- _EXERCISE GOAL_:
For each line below that includes the word "page", make a copy.

Begin GIVEN DATA

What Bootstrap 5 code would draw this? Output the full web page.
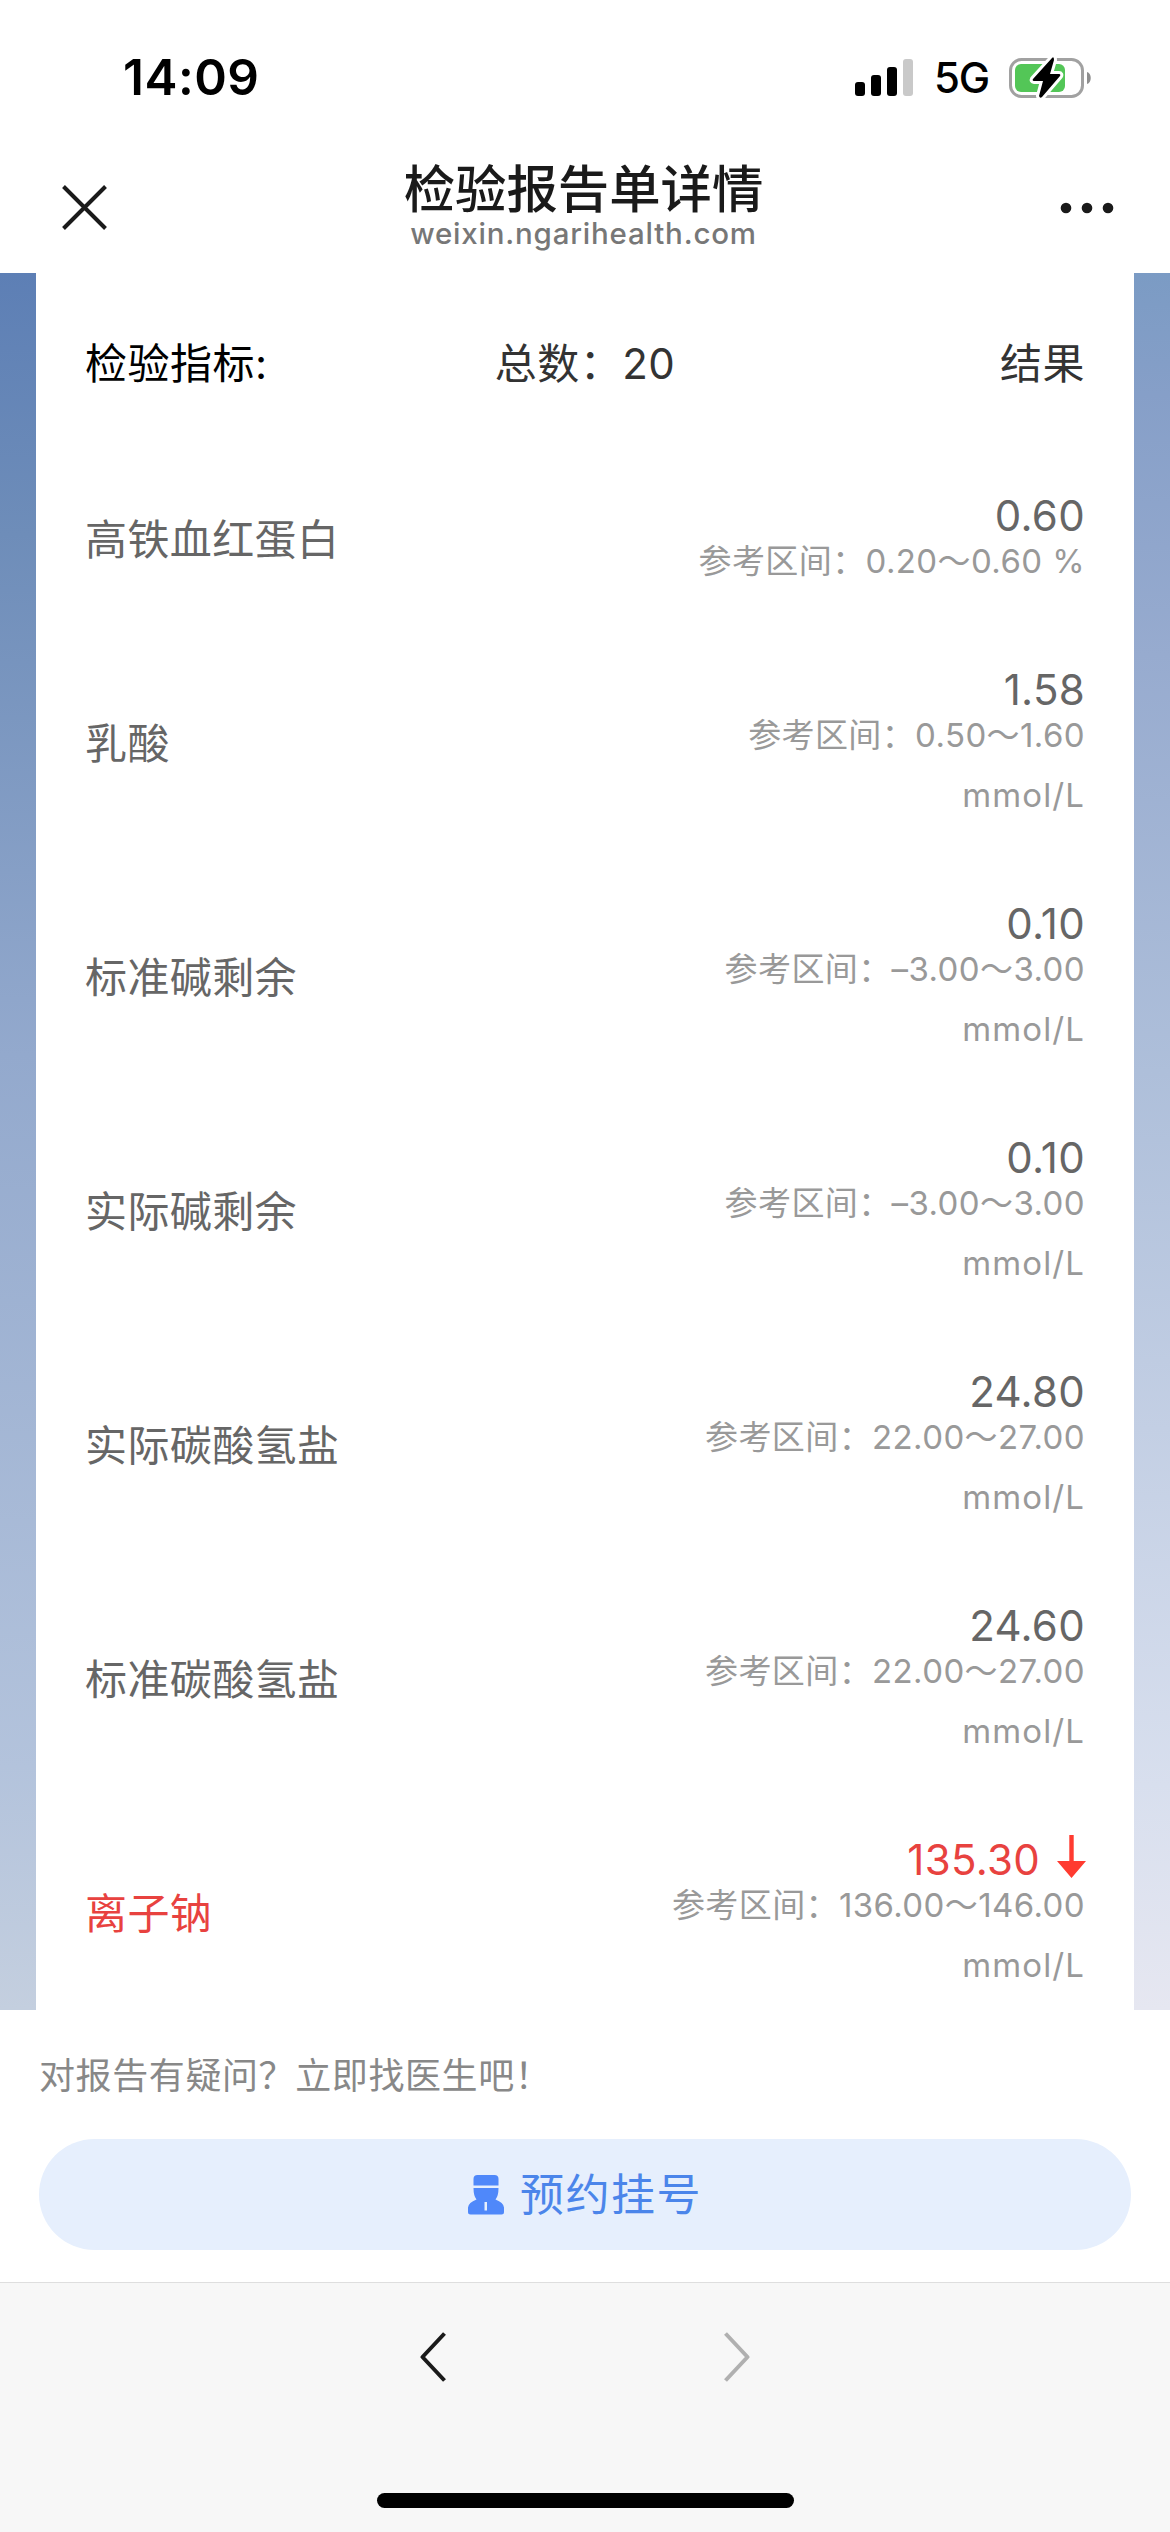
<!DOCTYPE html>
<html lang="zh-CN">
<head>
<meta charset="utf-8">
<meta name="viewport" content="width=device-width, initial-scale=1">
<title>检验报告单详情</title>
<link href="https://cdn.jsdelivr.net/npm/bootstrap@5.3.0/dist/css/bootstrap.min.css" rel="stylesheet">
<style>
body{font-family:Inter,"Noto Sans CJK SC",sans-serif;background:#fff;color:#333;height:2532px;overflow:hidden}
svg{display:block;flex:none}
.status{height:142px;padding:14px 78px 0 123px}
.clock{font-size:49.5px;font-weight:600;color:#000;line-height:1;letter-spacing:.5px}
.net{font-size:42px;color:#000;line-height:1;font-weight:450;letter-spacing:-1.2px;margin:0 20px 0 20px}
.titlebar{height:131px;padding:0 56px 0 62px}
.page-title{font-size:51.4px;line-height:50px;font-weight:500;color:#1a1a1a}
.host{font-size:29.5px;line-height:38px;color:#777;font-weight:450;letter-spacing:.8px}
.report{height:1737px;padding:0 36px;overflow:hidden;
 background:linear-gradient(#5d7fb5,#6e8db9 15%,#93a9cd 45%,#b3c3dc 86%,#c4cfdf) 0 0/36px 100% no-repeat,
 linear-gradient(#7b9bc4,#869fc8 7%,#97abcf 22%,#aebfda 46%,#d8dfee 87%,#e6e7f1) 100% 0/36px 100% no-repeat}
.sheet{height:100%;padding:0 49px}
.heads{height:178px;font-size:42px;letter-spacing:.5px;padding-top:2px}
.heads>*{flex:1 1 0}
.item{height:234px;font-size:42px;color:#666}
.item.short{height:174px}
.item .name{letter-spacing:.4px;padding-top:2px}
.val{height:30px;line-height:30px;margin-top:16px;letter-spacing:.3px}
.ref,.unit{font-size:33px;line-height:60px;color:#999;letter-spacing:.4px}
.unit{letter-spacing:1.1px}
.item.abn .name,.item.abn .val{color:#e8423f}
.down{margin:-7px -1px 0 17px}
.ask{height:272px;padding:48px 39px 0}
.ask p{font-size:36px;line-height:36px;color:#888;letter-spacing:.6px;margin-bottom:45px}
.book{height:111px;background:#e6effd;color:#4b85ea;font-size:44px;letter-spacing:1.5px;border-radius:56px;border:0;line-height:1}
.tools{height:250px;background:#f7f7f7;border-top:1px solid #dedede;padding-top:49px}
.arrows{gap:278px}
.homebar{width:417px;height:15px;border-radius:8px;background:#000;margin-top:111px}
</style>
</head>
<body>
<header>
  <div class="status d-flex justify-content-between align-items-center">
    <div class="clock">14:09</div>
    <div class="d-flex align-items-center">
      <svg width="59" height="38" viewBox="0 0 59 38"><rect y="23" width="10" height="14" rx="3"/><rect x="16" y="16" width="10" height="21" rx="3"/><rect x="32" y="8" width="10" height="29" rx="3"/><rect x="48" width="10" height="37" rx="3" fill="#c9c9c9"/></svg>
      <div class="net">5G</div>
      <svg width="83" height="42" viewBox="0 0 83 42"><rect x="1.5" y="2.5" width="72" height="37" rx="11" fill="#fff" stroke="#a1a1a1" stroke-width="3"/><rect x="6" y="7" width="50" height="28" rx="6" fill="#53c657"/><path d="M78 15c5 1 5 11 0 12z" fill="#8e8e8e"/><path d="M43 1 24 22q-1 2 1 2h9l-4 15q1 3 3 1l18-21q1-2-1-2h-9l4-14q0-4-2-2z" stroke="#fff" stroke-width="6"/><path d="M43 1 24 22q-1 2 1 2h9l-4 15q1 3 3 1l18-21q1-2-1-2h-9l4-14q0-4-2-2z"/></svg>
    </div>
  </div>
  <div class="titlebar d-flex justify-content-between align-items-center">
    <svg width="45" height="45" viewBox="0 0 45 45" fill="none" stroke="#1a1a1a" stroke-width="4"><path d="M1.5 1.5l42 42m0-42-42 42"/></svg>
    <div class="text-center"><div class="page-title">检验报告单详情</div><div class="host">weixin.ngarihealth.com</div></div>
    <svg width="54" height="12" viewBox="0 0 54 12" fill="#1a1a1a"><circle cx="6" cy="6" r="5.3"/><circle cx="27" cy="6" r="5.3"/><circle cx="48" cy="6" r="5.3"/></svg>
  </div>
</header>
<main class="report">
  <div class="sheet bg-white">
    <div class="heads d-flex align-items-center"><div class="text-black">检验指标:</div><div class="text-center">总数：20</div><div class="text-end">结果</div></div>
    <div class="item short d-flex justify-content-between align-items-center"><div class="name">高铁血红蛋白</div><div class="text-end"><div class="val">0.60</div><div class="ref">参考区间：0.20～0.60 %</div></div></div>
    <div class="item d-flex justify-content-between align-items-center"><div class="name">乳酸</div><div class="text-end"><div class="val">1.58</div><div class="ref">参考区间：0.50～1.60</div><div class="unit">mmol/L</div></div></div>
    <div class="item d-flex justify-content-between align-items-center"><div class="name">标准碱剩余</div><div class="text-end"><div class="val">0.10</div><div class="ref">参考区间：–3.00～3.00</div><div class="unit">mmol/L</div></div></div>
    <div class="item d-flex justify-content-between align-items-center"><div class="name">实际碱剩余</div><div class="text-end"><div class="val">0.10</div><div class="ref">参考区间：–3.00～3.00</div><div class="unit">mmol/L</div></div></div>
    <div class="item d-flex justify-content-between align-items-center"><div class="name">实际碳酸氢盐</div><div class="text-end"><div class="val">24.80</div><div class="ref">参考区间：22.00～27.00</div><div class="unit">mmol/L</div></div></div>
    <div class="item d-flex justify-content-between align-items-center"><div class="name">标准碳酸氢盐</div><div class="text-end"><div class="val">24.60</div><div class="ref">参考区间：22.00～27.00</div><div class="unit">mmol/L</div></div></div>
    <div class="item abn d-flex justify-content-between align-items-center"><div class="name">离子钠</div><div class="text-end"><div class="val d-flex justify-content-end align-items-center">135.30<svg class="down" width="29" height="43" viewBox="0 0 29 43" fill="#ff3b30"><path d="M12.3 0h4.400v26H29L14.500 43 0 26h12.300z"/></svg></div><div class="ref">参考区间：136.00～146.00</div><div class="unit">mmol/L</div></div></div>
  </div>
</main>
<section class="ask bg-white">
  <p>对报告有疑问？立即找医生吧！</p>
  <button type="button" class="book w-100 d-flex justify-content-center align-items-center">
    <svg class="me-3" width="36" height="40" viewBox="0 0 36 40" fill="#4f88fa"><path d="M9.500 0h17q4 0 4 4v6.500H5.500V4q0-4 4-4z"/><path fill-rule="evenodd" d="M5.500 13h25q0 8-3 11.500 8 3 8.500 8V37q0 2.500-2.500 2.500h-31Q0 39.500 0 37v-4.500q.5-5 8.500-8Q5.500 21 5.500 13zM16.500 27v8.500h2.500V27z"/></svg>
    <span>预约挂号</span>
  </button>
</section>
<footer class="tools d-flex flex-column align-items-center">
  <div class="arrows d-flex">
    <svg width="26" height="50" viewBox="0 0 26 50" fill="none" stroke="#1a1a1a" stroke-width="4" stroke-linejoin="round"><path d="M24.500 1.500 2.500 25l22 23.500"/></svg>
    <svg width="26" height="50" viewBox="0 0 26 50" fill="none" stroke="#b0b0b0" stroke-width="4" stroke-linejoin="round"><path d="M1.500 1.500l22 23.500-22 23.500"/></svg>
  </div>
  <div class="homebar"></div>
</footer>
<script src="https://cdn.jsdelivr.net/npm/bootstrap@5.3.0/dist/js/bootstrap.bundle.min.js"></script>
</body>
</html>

End GIVEN DATA
Begin GIVEN DATA

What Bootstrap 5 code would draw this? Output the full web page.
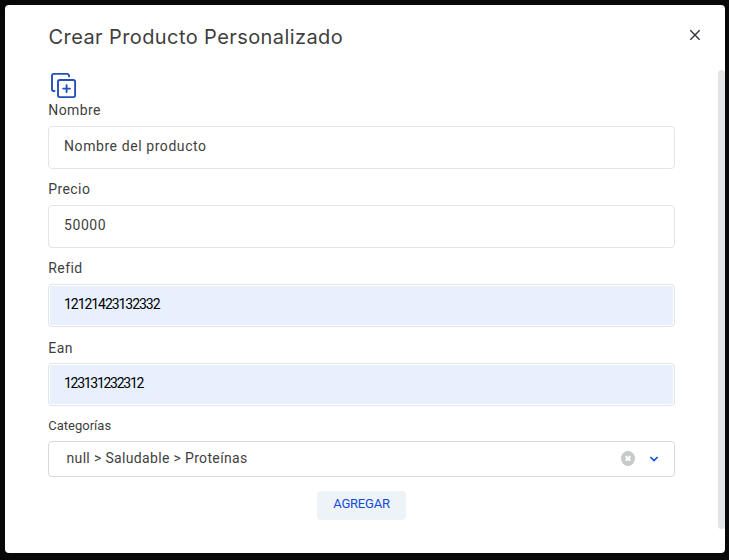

End GIVEN DATA

- _PROBLEM SOLUTION_:
What Bootstrap 5 code would draw this? Output the full web page.
.page-title{font-size:51.4px;line-height:50px;font-weight:500;color:#1a1a1a}
    <div class="text-center"><div class="page-title">检验报告单详情</div><div class="host">weixin.ngarihealth.com</div></div>
What Bootstrap 5 code would draw this? Output the full web page.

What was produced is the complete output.